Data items
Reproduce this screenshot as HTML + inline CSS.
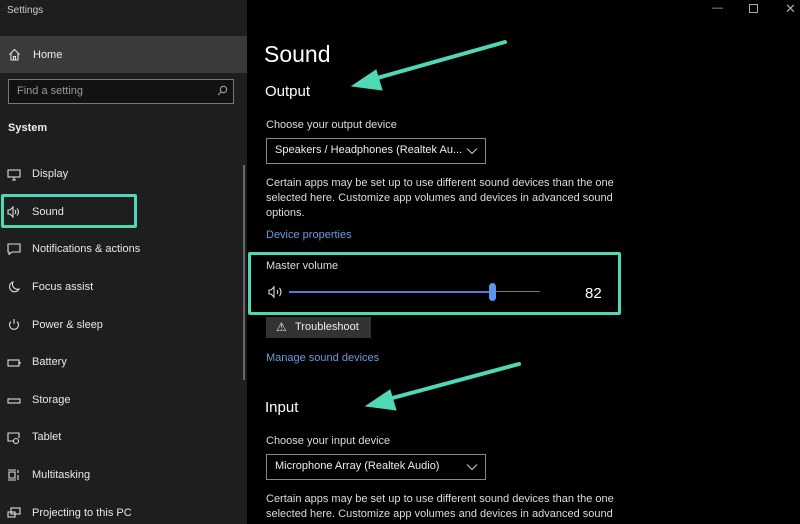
<!DOCTYPE html>
<html style="width:800px;height:524px;overflow:hidden"><head><style>
*{margin:0;padding:0;box-sizing:border-box}
body{width:800px;height:524px;overflow:hidden;background:#000;font-family:"Liberation Sans",sans-serif;color:#fff;position:relative}
.sb{position:absolute;left:0;top:0;width:247px;height:524px;background:#1e1e1e}
.a{position:absolute;white-space:nowrap}
.it{position:absolute;left:32px;font-size:11px;color:#e8e8e8}
.ic{position:absolute;left:7px;width:14px;height:12px}
.p{font-size:11px;color:#ddd}
.lk{color:#6b9be0;font-size:11px}
</style></head><body>
<div class="sb"></div>
<div class="a" style="left:7px;top:5px;font-size:10px;color:#ccc">Settings</div>
<div class="a" style="left:0;top:36px;width:247px;height:37px;background:#3a3a3a"></div>
<svg class="a" style="left:8px;top:48px" width="13" height="13" viewBox="0 0 13 13" fill="none" stroke="#ddd" stroke-width="1.1"><path d="M1.5 6.5L6.5 1.5L11.5 6.5M3 5v7h7V5M5.5 12V8.5h2V12"/></svg>
<div class="a" style="left:33px;top:49px;font-size:11px;color:#eee">Home</div>
<div class="a" style="left:8px;top:79px;width:226px;height:25px;border:1px solid #777;background:#121212"></div>
<div class="a" style="left:17px;top:85px;font-size:11px;color:#999">Find a setting</div>
<svg class="a" style="left:217px;top:85px" width="11" height="11" viewBox="0 0 11 11" fill="none" stroke="#aaa" stroke-width="1"><circle cx="6.5" cy="4.5" r="3.2"/><path d="M4.2 6.8L1 10"/></svg>
<div class="a" style="left:8px;top:122px;font-size:11px;font-weight:bold;color:#eee">System</div>
<div class="a" style="left:243px;top:165px;width:2px;height:215px;background:#666"></div>

<svg class="ic" style="top:169px" viewBox="0 0 14 12" fill="none" stroke="#ddd" stroke-width="1.1"><rect x="1" y="1" width="12" height="7"/><path d="M5 11h4M7 8v3"/></svg>
<div class="it" style="top:168px">Display</div>
<div class="a" style="left:1px;top:194px;width:136px;height:34px;border:3px solid #4fd8b6;border-radius:2px"></div>
<svg class="ic" style="top:206px" viewBox="0 0 14 12" fill="none" stroke="#ddd" stroke-width="1.1"><path d="M1 4h2l3-3v10L3 8H1z"/><path d="M8 4q1.5 2 0 4M10 2.5q3 3.5 0 7"/></svg>
<div class="it" style="top:206px">Sound</div>
<svg class="ic" style="top:243px" viewBox="0 0 14 12" fill="none" stroke="#ddd" stroke-width="1.1"><path d="M1 1h12v8H5l-3 2.5V9H1z"/></svg>
<div class="it" style="top:243px">Notifications &amp; actions</div>
<svg class="ic" style="top:281px" viewBox="0 0 14 12" fill="none" stroke="#ddd" stroke-width="1.1"><path d="M6 1a5 5 0 1 0 6 7A5 5 0 0 1 6 1z"/></svg>
<div class="it" style="top:281px">Focus assist</div>
<svg class="ic" style="top:319px" viewBox="0 0 14 12" fill="none" stroke="#ddd" stroke-width="1.1"><path d="M7 0v5M4 2.5a4.5 4.5 0 1 0 6 0"/></svg>
<div class="it" style="top:319px">Power &amp; sleep</div>
<svg class="ic" style="top:357px" viewBox="0 0 14 12" fill="none" stroke="#ddd" stroke-width="1.1"><rect x="1" y="3" width="11" height="6"/><path d="M13 5v2"/></svg>
<div class="it" style="top:356px">Battery</div>
<svg class="ic" style="top:395px" viewBox="0 0 14 12" fill="none" stroke="#ddd" stroke-width="1.1"><rect x="1" y="4" width="12" height="4"/></svg>
<div class="it" style="top:394px">Storage</div>
<svg class="ic" style="top:432px" viewBox="0 0 14 12" fill="none" stroke="#ddd" stroke-width="1.1"><path d="M6 9H1V1h11v5"/><circle cx="9" cy="9" r="2.5"/></svg>
<div class="it" style="top:431px">Tablet</div>
<svg class="ic" style="top:469px" viewBox="0 0 14 12" fill="none" stroke="#ddd" stroke-width="1.1"><path d="M1 1h8M1 11h8M2 3h6v6H2zM11 1v3M11 6v5"/></svg>
<div class="it" style="top:469px">Multitasking</div>
<svg class="ic" style="top:507px" viewBox="0 0 14 12" fill="none" stroke="#ddd" stroke-width="1.1"><rect x="4" y="1" width="9" height="6"/><rect x="1" y="5" width="7" height="5"/></svg>
<div class="it" style="top:507px">Projecting to this PC</div>

<div class="a" style="left:712px;top:2px;font-size:11px;color:#aaa">—</div>
<div class="a" style="left:749px;top:4px;width:9px;height:9px;border:1px solid #aaa"></div>
<div class="a" style="left:785px;top:1px;font-size:13px;color:#aaa">✕</div>

<div class="a" style="left:264px;top:41px;font-size:23px;color:#fff">Sound</div>
<div class="a" style="left:265px;top:83px;font-size:15px;color:#fff">Output</div>
<div class="a p" style="left:266px;top:119px">Choose your output device</div>
<div class="a" style="left:266px;top:138px;width:220px;height:26px;border:1px solid #888"></div>
<div class="a" style="left:275px;top:144px;font-size:11px;color:#eee">Speakers / Headphones (Realtek Au...</div>
<svg class="a" style="left:466px;top:147px" width="12" height="8" viewBox="0 0 12 8" fill="none" stroke="#ccc"><path d="M1 1.5l5 5 5-5"/></svg>
<div class="a p" style="left:266px;top:176px;line-height:15px;white-space:normal;width:360px">Certain apps may be set up to use different sound devices than the one selected here. Customize app volumes and devices in advanced sound options.</div>
<div class="a lk" style="left:266px;top:229px">Device properties</div>

<div class="a" style="left:248px;top:252px;width:373px;height:63px;border:3px solid #4fd8b6;border-radius:2px"></div>
<div class="a p" style="left:266px;top:260px">Master volume</div>
<svg class="a" style="left:268px;top:285px" width="18" height="14" viewBox="0 0 18 14" fill="none" stroke="#ddd" stroke-width="1.1"><path d="M1 5h2l3-3v10L3 9H1z"/><path d="M9 5q1.5 2 0 4M11.5 3q3 4 0 8"/></svg>
<div class="a" style="left:289px;top:291px;width:203px;height:2px;background:#4b7fd6"></div>
<div class="a" style="left:492px;top:291px;width:48px;height:1px;background:#777"></div>
<div class="a" style="left:489px;top:283px;width:7px;height:18px;border-radius:4px;background:#5a96ea"></div>
<div class="a" style="left:585px;top:285px;font-size:15px;color:#fff">82</div>
<div class="a" style="left:266px;top:317px;width:105px;height:21px;background:#333"></div>
<div class="a" style="left:276px;top:320px;font-size:12px;color:#eee">⚠</div>
<div class="a" style="left:295px;top:321px;font-size:11px;color:#eee">Troubleshoot</div>
<div class="a lk" style="left:266px;top:352px">Manage sound devices</div>

<div class="a" style="left:265px;top:399px;font-size:15px;color:#fff">Input</div>
<div class="a p" style="left:266px;top:435px">Choose your input device</div>
<div class="a" style="left:266px;top:454px;width:220px;height:26px;border:1px solid #888"></div>
<div class="a" style="left:275px;top:460px;font-size:11px;color:#eee">Microphone Array (Realtek Audio)</div>
<svg class="a" style="left:466px;top:463px" width="12" height="8" viewBox="0 0 12 8" fill="none" stroke="#ccc"><path d="M1 1.5l5 5 5-5"/></svg>
<div class="a p" style="left:266px;top:492px;line-height:15px;white-space:normal;width:360px;height:32px;overflow:hidden">Certain apps may be set up to use different sound devices than the one selected here. Customize app volumes and devices in advanced sound options.</div>

<svg class="a" style="left:0;top:0" width="800" height="524">
<g stroke="#4fd8b6" stroke-width="4" stroke-linecap="round" fill="#4fd8b6">
<path d="M505 42L370 80"/><path d="M352 86L376 70L382 90Z" stroke-width="1"/>
<path d="M519 364L385 400"/><path d="M366 406L390 390L396 410Z" stroke-width="1"/>
</g></svg>
</body></html>
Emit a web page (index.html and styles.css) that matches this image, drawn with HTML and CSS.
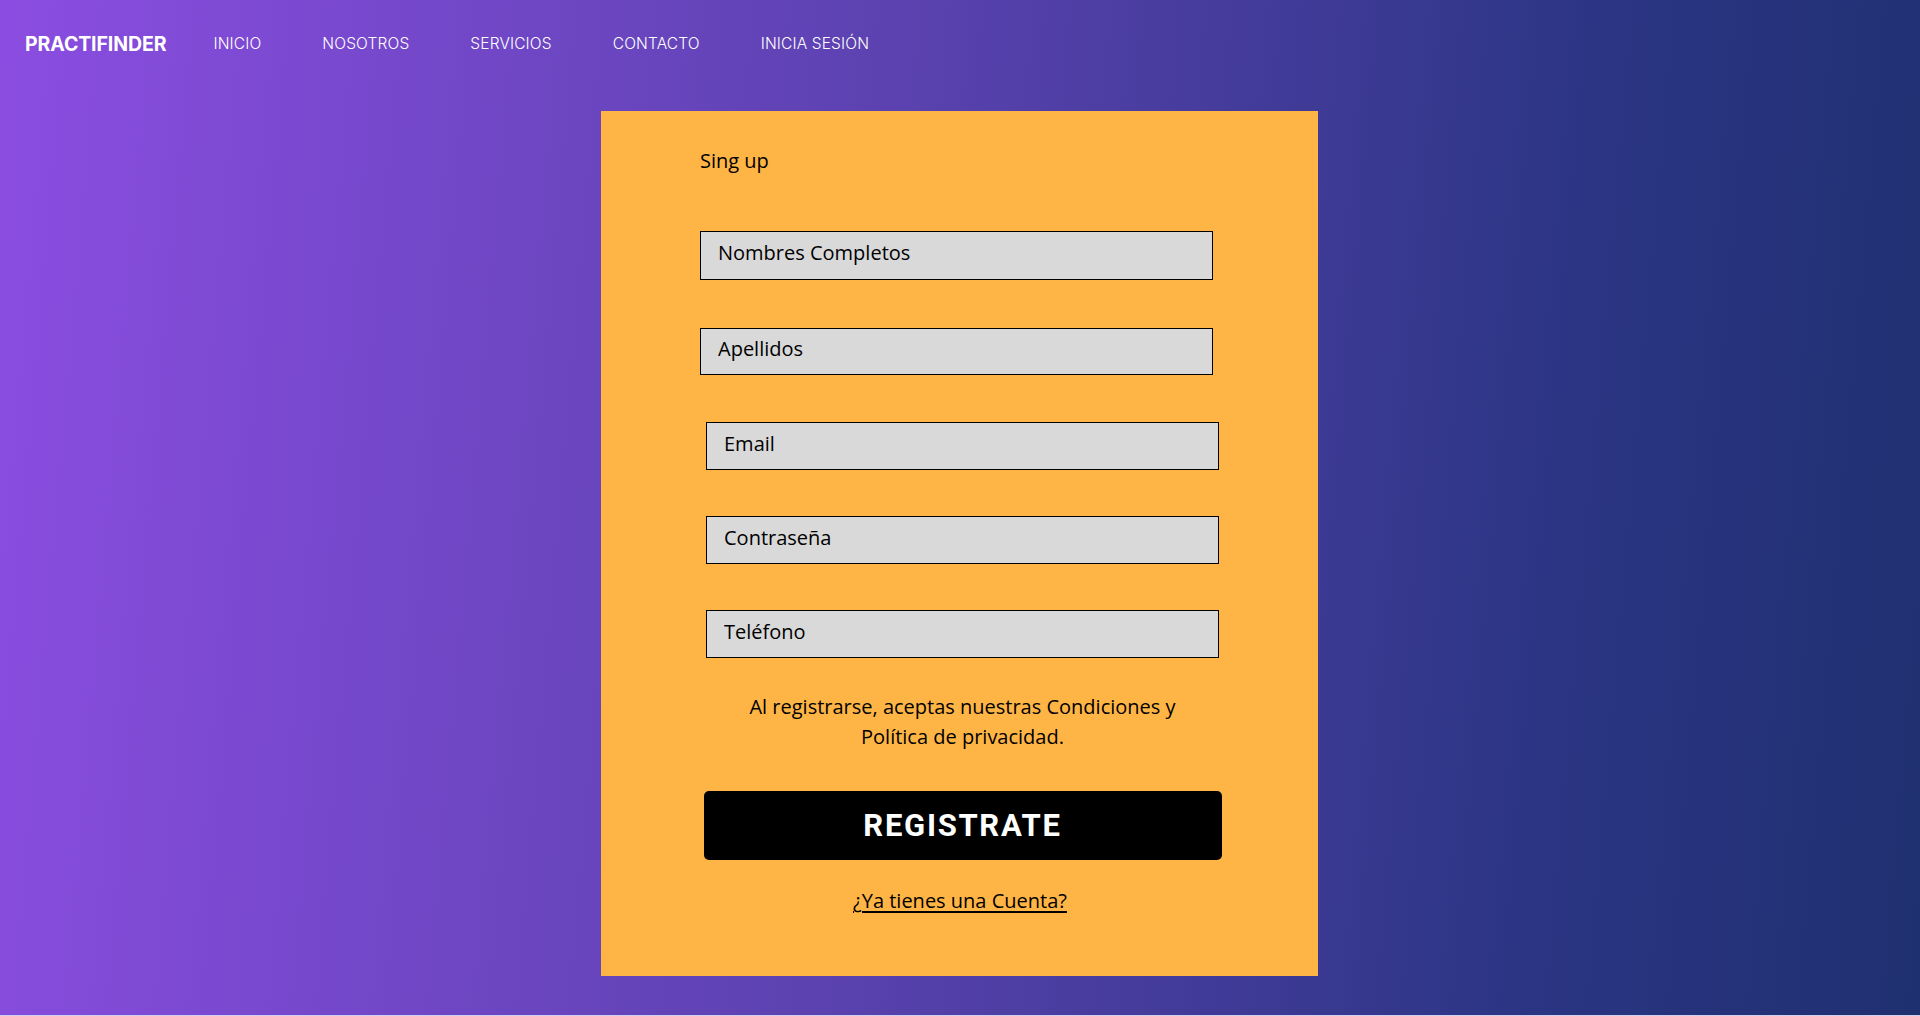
FILE: index.html
```html
<!DOCTYPE html>
<html lang="es">
<head>
<meta charset="utf-8">
<title>Practifinder - Sign up</title>
<link rel="stylesheet" href="styles.css">
</head>
<body>
<div class="page">
  <header class="topbar">
    <a class="brand" href="#">PRACTIFINDER</a>
    <nav class="menu">
      <a href="#">INICIO</a>
      <a href="#">NOSOTROS</a>
      <a href="#">SERVICIOS</a>
      <a href="#">CONTACTO</a>
      <a href="#">INICIA SESIÓN</a>
    </nav>
  </header>
  <main class="content">
    <section class="card">
      <h1 class="title">Sing up</h1>
      <form class="form">
        <input class="field field--a" type="text" placeholder="Nombres Completos">
        <input class="field field--b" type="text" placeholder="Apellidos">
        <input class="field field--shift" type="email" placeholder="Email">
        <input class="field field--shift" type="password" placeholder="Contraseña">
        <input class="field field--shift" type="tel" placeholder="Teléfono">
        <div class="footer">
          <p class="terms">Al registrarse, aceptas nuestras Condiciones y Política de privacidad.</p>
          <button class="submit" type="button">REGISTRATE</button>
          <a class="login" href="#">¿Ya tienes una Cuenta?</a>
        </div>
      </form>
    </section>
  </main>
</div>
</body>
</html>
```
FILE: styles.css
```css
html {
  background: #cfd0f2;
}
body {
  margin: 0;
}
.page {
  min-height: 1015px;
  background: linear-gradient(95deg, #8b4de1 0%, #5b42b0 45%, #2b3584 80%, #1f3070 100%);
  font-family: "Open Sans", "Liberation Sans", sans-serif;
  color: #000;
}
.topbar {
  height: 88px;
  display: flex;
  align-items: center;
  padding-left: 25px;
}
.brand {
  font-family: "Inter", "Liberation Sans", sans-serif;
  font-weight: 700;
  font-size: 19.5px;
  color: #fff;
  text-decoration: none;
  margin-right: 47px;
  letter-spacing: -0.1px;
}
.menu {
  display: flex;
  gap: 61px;
  margin-top: -2px;
}
.menu a {
  font-family: "Inter", "Liberation Sans", sans-serif;
  font-weight: 300;
  font-size: 15.5px;
  letter-spacing: 0.15px;
  color: #fff;
  text-decoration: none;
}
.content {
  display: flex;
  justify-content: center;
  padding-top: 23px;
}
.card {
  width: 717px;
  margin-left: -1px;
  box-sizing: border-box;
  background: #ffb545;
  padding: 36px 0 62px 99px;
}
.title {
  margin: 0;
  font-size: 20px;
  font-weight: 500;
  line-height: 27px;
}
.form {
  margin-top: 57px;
  display: flex;
  flex-direction: column;
  align-items: flex-start;
  gap: 46px;
}
.field {
  width: 513px;
  height: 48px;
  box-sizing: border-box;
  border: 1px solid #000;
  background: #d9d9d9;
  padding: 0 17px 6px;
  margin: 0;
  font-family: "Open Sans", "Liberation Sans", sans-serif;
  font-size: 20px;
  font-weight: 500;
  color: #000;
  outline: none;
}
.field::placeholder {
  color: #000;
  opacity: 1;
}
.field--a {
  height: 49px;
  margin-bottom: 2px;
}
.field--b {
  height: 47px;
  margin-bottom: 1px;
}
.field--shift {
  margin-left: 6px;
}
.footer {
  margin-left: 6px;
  margin-top: -12px;
  width: 513px;
  display: flex;
  flex-direction: column;
  align-items: center;
}
.terms {
  margin: 0;
  width: 450px;
  text-align: center;
  font-size: 20px;
  font-weight: 500;
  line-height: 30px;
}
.submit {
  margin-top: 39px;
  width: 518px;
  flex-shrink: 0;
  height: 69px;
  border: none;
  border-radius: 5px;
  background: #000;
  color: #fff;
  font-family: "Roboto", "Liberation Sans", sans-serif;
  font-weight: 700;
  font-size: 31px;
  letter-spacing: 1.7px;
  padding: 0;
  cursor: pointer;
}
.login {
  margin-top: 27px;
  font-size: 20px;
  font-weight: 500;
  line-height: 27px;
  color: #000;
  text-decoration: underline;
  text-underline-offset: 3px;
  margin-left: -5px;
}
```
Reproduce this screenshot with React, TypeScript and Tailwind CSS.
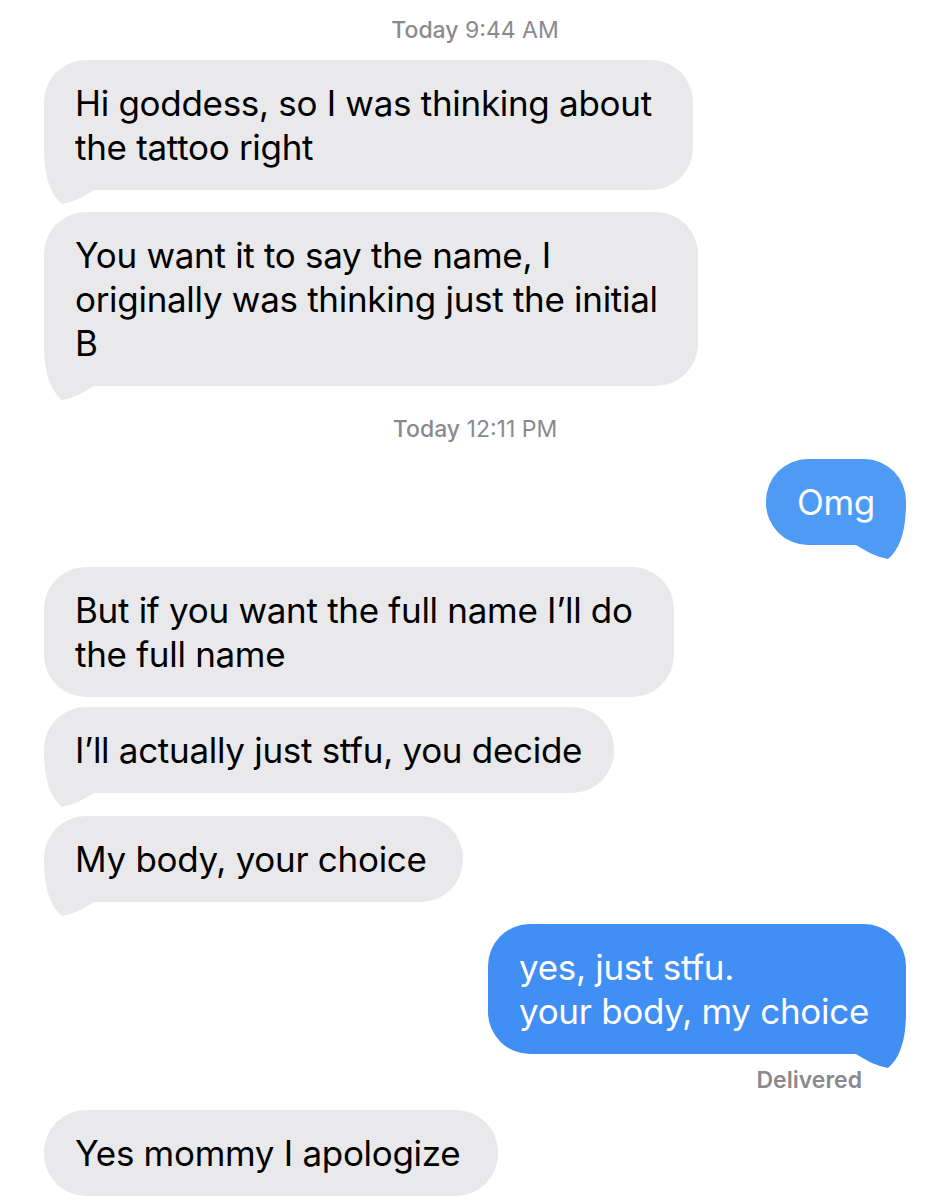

Given problem
From the entries above, copy out every line where the string "page" appears.

Correct response
Emit a web page (index.html and styles.css) that matches this image, drawn with HTML and CSS.
<div class="page">
.page {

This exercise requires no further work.